Date: 3/18/2019, 9:00 am—5:00 pm
County: Alameda County
CEUs: 6.5
Location: Oakland
Sponsor: Fred Finch Youth & Family Services
Phone: 510-482-2244
Our society is presently engaged in the largest experiment on young people’s attention (without an ethical review board) in the history of humanity. Young people’s moment-to-moment experience of reality is increasingly mediated by their devices, which have in many ways become inextricably linked to their sense of self. Teens would rather text than talk. They are exposed to an ever-increasing amount of information and fragmentation of attention by an internet that has profound power to acculturate young people in ways very different from the value systems of most of their families and caregivers.

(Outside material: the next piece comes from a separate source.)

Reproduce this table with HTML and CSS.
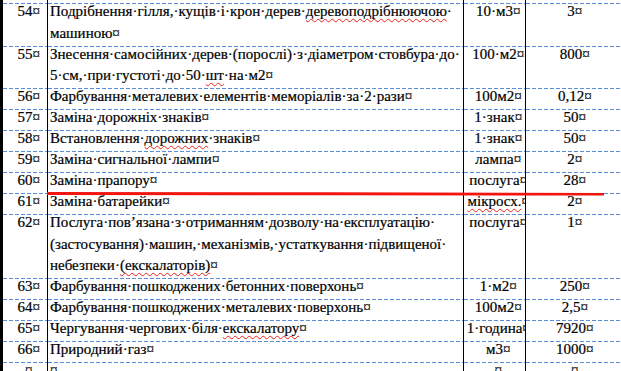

A study by the Kaiser Family Foundation in 2012 found that the average American teenager is sending/ receiving 100 texts a day, and spends in excess of 7 hours per day in front of some kind of screen. In this training, we’ll examine the role of all of this technology in the lives of young people and those who care for them. What do we think about all of this exposure to technology? How is it changing our relationships to ourselves, one another, and the world around us? How is it benefiting young people and how is it harmful to them? What do we know about the developmental impacts of all of this technology? How is it conditioning and changing ours brains and nervous systems? What do these changes lead towards? And more importantly, how can we strategically counter-act the impacts that are negative?